Most online (webserver) applications are not built to ensure protection of personal information. Several regulatory bodies, for example the European Union, are drafting regulations to require online service providers to explicitly ask users for the users' consent for use of the users' information. See, for example, “Proposal for a Regulation of the European Parliament and of the Council on the Protection of Individuals with regard to the Processing of Personal Data and on the Free Movement of Such Data,” European Commission (Jan. 25, 2012).

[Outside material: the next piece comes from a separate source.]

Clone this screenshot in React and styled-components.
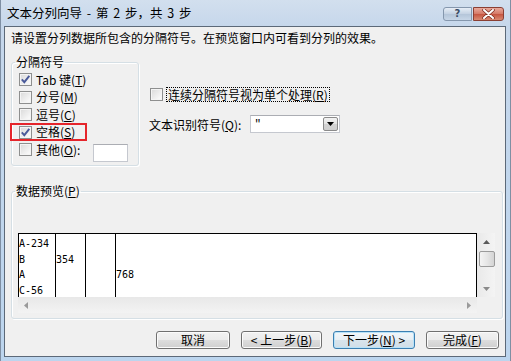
import React from "react";
import styled, { createGlobalStyle } from "styled-components";

const GlobalStyle = createGlobalStyle`
  html, body {
    margin: 0;
    padding: 0;
    background: #bdd4ec;
  }
  body {
    font-family: "Noto Sans CJK SC", "Liberation Sans", sans-serif;
    font-size: 12px;
    color: #000;
  }
  * {
    box-sizing: border-box;
  }
`;

const delimiters = [
  { label: "Tab 键", key: "T", checked: true },
  { label: "分号", key: "M" },
  { label: "逗号", key: "C" },
  { label: "空格", key: "S", checked: true, marked: true },
  { label: "其他", key: "O", other: true },
];

const previewRows = [
  ["A-234", "", "", ""],
  ["B", "354", "", ""],
  ["A", "", "", "768"],
  ["C-56", "", "", ""],
];

const columnWidths = ["37px", "30px", "30px", "1fr"];

function CheckBox({ checked }) {
  return (
    <Box>
      {checked && (
        <svg width="11" height="11" viewBox="0 0 11 11">
          <path
            d="M1.8 5.4 L4.3 8.2 L9.3 1.8"
            fill="none"
            stroke="#4a5a9a"
            strokeWidth="1.9"
          />
        </svg>
      )}
    </Box>
  );
}

function Arrow({ dir, color = "#5a5a5a" }) {
  const paths = {
    up: "M0 4 L3.5 0 L7 4 Z",
    down: "M0 0 L7 0 L3.5 4 Z",
    left: "M4 0 L4 7 L0 3.5 Z",
    right: "M0 0 L4 3.5 L0 7 Z",
  };
  const horizontal = dir === "left" || dir === "right";
  return (
    <svg
      width={horizontal ? 4 : 7}
      height={horizontal ? 7 : 4}
      viewBox={horizontal ? "0 0 4 7" : "0 0 7 4"}
    >
      <path d={paths[dir]} fill={color} />
    </svg>
  );
}

function Key({ k }) {
  return (
    <>
      (<u>{k}</u>)
    </>
  );
}

export default function App() {
  return (
    <>
      <GlobalStyle />
      <Window>
        <TitleBar>
          <Title>文本分列向导 - 第 2 步，共 3 步</Title>
          <CaptionButtons>
            <HelpButton>?</HelpButton>
            <CloseButton>
              <svg width="13" height="10" viewBox="0 0 13 10">
                <path
                  d="M2 1 L11 9 M11 1 L2 9"
                  stroke="#7a2a1e"
                  strokeWidth="3.4"
                  strokeLinecap="round"
                />
                <path
                  d="M2 1 L11 9 M11 1 L2 9"
                  stroke="#fff"
                  strokeWidth="2"
                  strokeLinecap="round"
                />
              </svg>
            </CloseButton>
          </CaptionButtons>
        </TitleBar>

        <Client>
          <Instruction>
            请设置分列数据所包含的分隔符号。在预览窗口内可看到分列的效果。
          </Instruction>

          <TopRow>
            <Group $width={128} $height={111}>
              <GroupTitle>分隔符号</GroupTitle>
              <DelimiterList>
                {delimiters.map((d) => (
                  <DelimiterRow key={d.key}>
                    {d.marked && <Highlight />}
                    <CheckBox checked={d.checked} />
                    <RowLabel>
                      {d.label}
                      <Key k={d.key} />
                      {d.other && ":"}
                    </RowLabel>
                    {d.other && <OtherInput />}
                  </DelimiterRow>
                ))}
              </DelimiterList>
            </Group>

            <Options>
              <OptionRow>
                <CheckBox />
                <FocusLabel>
                  连续分隔符号视为单个处理<Key k="R" />
                </FocusLabel>
              </OptionRow>
              <QualifierRow>
                <span>
                  文本识别符号<Key k="Q" />:
                </span>
                <Combo>
                  <ComboValue>"</ComboValue>
                  <ComboButton>
                    <Arrow dir="down" color="#000" />
                  </ComboButton>
                </Combo>
              </QualifierRow>
            </Options>
          </TopRow>

          <Group $width={492} $height={135} $gap={18}>
            <GroupTitle>数据预览<Key k="P" /></GroupTitle>
            <PreviewArea>
              <PreviewTable>
                {columnWidths.map((w, ci) => (
                  <PreviewColumn key={ci} $last={ci === columnWidths.length - 1}>
                    {previewRows.map((row, ri) => (
                      <PreviewCell key={ri}>{row[ci]}</PreviewCell>
                    ))}
                  </PreviewColumn>
                ))}
              </PreviewTable>
              <VScroll>
                <ScrollArrow>
                  <Arrow dir="up" />
                </ScrollArrow>
                <Thumb />
                <ScrollSpace />
                <ScrollArrow>
                  <Arrow dir="down" color="#8a8a8a" />
                </ScrollArrow>
              </VScroll>
              <HScroll>
                <Arrow dir="left" color="#9a9a9a" />
                <Arrow dir="right" color="#9a9a9a" />
              </HScroll>
            </PreviewArea>
          </Group>

          <ButtonRow>
            <Button $width={74}>取消</Button>
            <Button $width={81}>
              &lt; 上一步<Key k="B" />
            </Button>
            <Button $width={82} $focused>
              下一步<Key k="N" /> &gt;
            </Button>
            <Button $width={73}>
              完成<Key k="F" />
            </Button>
          </ButtonRow>
        </Client>
      </Window>
    </>
  );
}

const Window = styled.div`
  width: 511px;
  height: 361px;
  display: flex;
  flex-direction: column;
  padding: 0 4px 4px 3px;
  background: linear-gradient(#d2dfee, #c6d7eb 26px, #bcd5ee);
  border-left: 1px solid #7f8fa3;
  border-right: 1px solid #7f8fa3;
`;

const TitleBar = styled.div`
  height: 26px;
  display: flex;
  align-items: center;
  justify-content: space-between;
  padding: 0 2px 0 3px;
`;

const Title = styled.div`
  font-size: 12.5px;
  line-height: 14px;
  word-spacing: 2px;
  color: #000;
`;

const CaptionButtons = styled.div`
  display: flex;
  gap: 1px;
  height: 14px;
  margin-top: 1px;
`;

const HelpButton = styled.div`
  width: 29px;
  display: flex;
  align-items: center;
  justify-content: center;
  border: 1px solid #8597ad;
  border-radius: 3px 0 0 3px;
  background: linear-gradient(#e6edf6, #c3d1e2 50%, #b4c5d9 51%, #c7d6e7);
  color: #3b4d66;
  font-family: "DejaVu Sans", sans-serif;
  font-size: 10px;
  font-weight: bold;
  line-height: 12px;
`;

const CloseButton = styled.div`
  width: 31px;
  display: flex;
  align-items: center;
  justify-content: center;
  border: 1px solid #8a3f33;
  border-radius: 0 3px 3px 0;
  background: linear-gradient(#e9a99c, #d47865 50%, #c5533f 51%, #d98a72);
`;

const Client = styled.div`
  flex: 1;
  display: flex;
  flex-direction: column;
  border: 1px solid #5c6978;
  background: #f0f0f0;
  padding: 4px 4px 0 6px;
`;

const Instruction = styled.div`
  line-height: 14px;
`;

const TopRow = styled.div`
  display: flex;
  align-items: flex-start;
  margin-top: 10px;
`;

const Group = styled.fieldset`
  margin: ${(p) => p.$gap || 0}px 0 0 0;
  padding: 0 3px;
  width: ${(p) => p.$width}px;
  height: ${(p) => p.$height}px;
  min-width: 0;
  border: 1px solid #d5dfe5;
  border-radius: 3px;
  box-shadow: inset 1px 1px 0 #fff, 1px 1px 0 #fff;
`;

const GroupTitle = styled.legend`
  padding: 0 1px;
  line-height: 14px;
`;

const DelimiterList = styled.div`
  margin-top: 2px;
  padding-left: 4px;
`;

const DelimiterRow = styled.div`
  position: relative;
  display: flex;
  align-items: center;
  height: 17.5px;
`;

const Highlight = styled.div`
  position: absolute;
  left: -9px;
  top: -1px;
  width: 77px;
  height: 18px;
  border: 2px solid #e5252b;
`;

const Box = styled.span`
  flex: none;
  width: 13px;
  height: 13px;
  display: flex;
  border: 1px solid #8e8f8f;
  background: linear-gradient(135deg, #d9d9d9, #f7f7f7 80%);
  box-shadow: inset 0 0 0 1px #f4f4f4;
`;

const RowLabel = styled.span`
  margin-left: 4px;
  line-height: 14px;
  white-space: nowrap;
`;

const OtherInput = styled.div`
  align-self: flex-start;
  margin: 3px 0 0 13px;
  width: 35px;
  height: 18px;
  flex: none;
  background: #fff;
  border: 1px solid #c5c8cf;
  border-top-color: #abadb3;
`;

const Options = styled.div`
  display: flex;
  flex-direction: column;
  margin-left: 10px;
  padding-top: 32px;
`;

const OptionRow = styled.div`
  display: flex;
  align-items: center;
  height: 15px;
  padding-left: 1px;
`;

const FocusLabel = styled.span`
  margin-left: 3px;
  padding: 0 1px 0 1px;
  line-height: 13px;
  border: 1px dotted #000;
  white-space: nowrap;
`;

const QualifierRow = styled.div`
  display: flex;
  align-items: center;
  height: 18px;
  margin-top: 13px;
  white-space: nowrap;
`;

const Combo = styled.div`
  display: flex;
  width: 90px;
  height: 18px;
  margin-left: 9px;
  padding: 1px;
  background: #fff;
  border: 1px solid #c5c8cf;
  border-top-color: #abadb3;
`;

const ComboValue = styled.span`
  flex: 1;
  padding-left: 2px;
  font-family: "Liberation Mono", monospace;
  font-size: 11px;
  line-height: 14px;
`;

const ComboButton = styled.span`
  width: 15px;
  display: flex;
  align-items: center;
  justify-content: center;
  border: 1px solid #8b8b8b;
  border-radius: 2px;
  background: linear-gradient(#f3f3f3, #e3e3e3 50%, #d3d3d3 51%, #cfcfcf);
`;

const PreviewArea = styled.div`
  display: grid;
  grid-template-columns: 459px 18px;
  grid-template-rows: 64px 16px;
  margin: 35px 0 0 3px;
`;

const PreviewTable = styled.div`
  display: grid;
  grid-template-columns: ${columnWidths.join(" ")};
  background: #fff;
  border: 1px solid #000;
  border-bottom: none;
  padding-top: 2px;
  overflow: hidden;
  font-family: "DejaVu Sans Mono", "Liberation Mono", monospace;
  font-size: 10px;
`;

const PreviewColumn = styled.div`
  border-right: ${(p) => (p.$last ? "none" : "1px solid #000")};
  margin-top: -2px;
  padding-top: 2px;
`;

const PreviewCell = styled.div`
  height: 15.5px;
  line-height: 15.5px;
  white-space: nowrap;
`;

const VScroll = styled.div`
  display: flex;
  flex-direction: column;
  align-items: center;
  padding-left: 1px;
  background: linear-gradient(90deg, #e9e9e9, #f4f4f4);
`;

const ScrollArrow = styled.div`
  height: 17px;
  width: 100%;
  display: flex;
  align-items: center;
  justify-content: center;
`;

const Thumb = styled.div`
  width: 16px;
  height: 16px;
  margin-top: 1px;
  border: 1px solid #9b9b9b;
  border-radius: 2px;
  background: linear-gradient(90deg, #f4f4f4, #e6e6e6 50%, #d4d4d4);
`;

const ScrollSpace = styled.div`
  flex: 1;
`;

const HScroll = styled.div`
  display: flex;
  align-items: center;
  justify-content: space-between;
  padding: 0 6px 0 6px;
  background: linear-gradient(#e8e8e8, #f3f3f3);
`;

const ButtonRow = styled.div`
  display: flex;
  justify-content: flex-end;
  gap: 11px;
  margin-top: 12px;
  padding-right: 2px;
`;

const Button = styled.div`
  width: ${(p) => p.$width}px;
  height: 18px;
  display: flex;
  align-items: center;
  justify-content: center;
  line-height: 14px;
  white-space: nowrap;
  border: 1px solid ${(p) => (p.$focused ? "#3c7fb1" : "#707070")};
  border-radius: 3px;
  background: ${(p) =>
    p.$focused
      ? "linear-gradient(#f2f6f9, #e8eff4 50%, #d8e4ec 51%, #d1dee8)"
      : "linear-gradient(#f2f2f2, #ebebeb 50%, #dddddd 51%, #cfcfcf)"};
  box-shadow: inset 0 0 0 1px
    ${(p) => (p.$focused ? "#b8e2f8" : "#fbfbfb")};
`;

The privacy-by-design approach is a generic software engineering principle stating that in development of an online service, the protection of private data is to be considered as a feature from its initial design to implementation. In particular, the proposed EU regulation requires assuming that, when the privacy feature is not considered, data protection must be guaranteed at the most restrictive requirement possible, i.e., there should be no use of the data. This requirement is known as privacy by default. In other words, every record of the application containing information about a person is considered as private and cannot be communicated or used without explicit authorization of the owner of the data. This extreme requirement makes existing online businesses difficult to conduct since the existing software infrastructure often has not been developed with privacy guarantees in place.
In addition, the designers and implementers of new online services must learn and master yet another field of endeavor—data security. Methods and systems for integrating privacy requirements into existing applications and for reducing the programming burden of including privacy requirements into new applications are needed.